The Orioles might not qualify for the playoffs in 2005, but they reached the final four in their pursuit of free-agent first baseman Carlos Delgado.
At least they know which teams remain in their bracket.
Delgado's agent, David Sloane, included the Orioles yesterday among the small group of clubs that he'll maintain contact with exclusively until someone steps forward with an offer that can't be refused.
"In order to sharpen our focus and move closer to getting a deal done, we will be pursuing further negotiations with Baltimore, Florida, the New York Mets and Texas," he said.
Sloane will speak with the Orioles' brass again this morning, and he has a meeting set with Marlins officials at 2 p.m.
The New York Yankees and Boston Red Sox once were deemed within the industry as serious contenders for Delgado, who has stated a clear preference for the Bronx, and Sloane certainly would be receptive if they decided to get involved. The Yankees signed free-agent first baseman Tino Martinez before further inflating their payroll by trading for pitcher Randy Johnson, and the Red Sox still have Kevin Millar and Doug Mientkiewicz on their roster.
The Orioles have been extremely patient in their dealings with Sloane, beginning with an opening bid of $25 million over three years that served as a starting point in negotiations. Sloane recently sent them a counterproposal and has been waiting for team executives Jim Beattie and Mike Flanagan to respond with a modified offer.
Beattie, Flanagan and Ed Kenney, director of baseball administration, didn't return calls to The Sun last night.

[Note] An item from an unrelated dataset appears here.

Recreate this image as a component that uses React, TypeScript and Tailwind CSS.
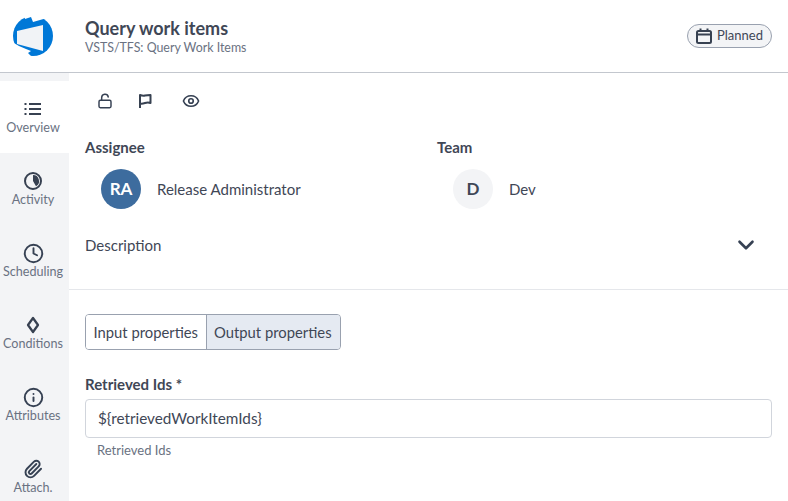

Sloane is attempting to confirm a meeting for later this week with Texas Rangers owner Tom Hicks in Puerto Rico, where Delgado lives during the winter. New York Mets general manager Omar Minaya already has made the trip, and the Florida Marlins entertained Delgado in Miami over the weekend.
The Marlins reportedly have offered $35 million over three years, the largest per-season contract in team history. The Mets could exceed it despite signing pitcher Pedro Martinez and outfielder Carlos Beltran.
Delgado has averaged 36 homers and 114 RBIs over nine seasons. He had 32 homers and 99 RBIs last year despite missing 34 games.
The Orioles want to plug Delgado into the middle of their lineup, and it's believed that he favors them over the remaining teams if the money is right. They continue to explore trades and haven't eliminated free-agent outfielder Magglio Ordonez from consideration, though they'll wait until he begins performing baseball-related activities and they can obtain more information on the condition of his left knee.
Meanwhile, the fan base remains restless, with the only outside additions to the club being reliever Steve Kline and utility infielder Chris Gomez. Pitcher James Baldwin and infielder Chris Stynes signed minor league contracts.
Meanwhile, the team has reached agreement with outfielder Luis Matos on a one-year, $1,025,000 contract and an announcement is expected today.
Matos, who earned $975,000 in the 2004 season when injuries limited him to 89 games, will also receive $50,000 bonuses for 450, 500, 550 and 600 plate appearances.
The Orioles also are close to re-signing Jerry Hairston.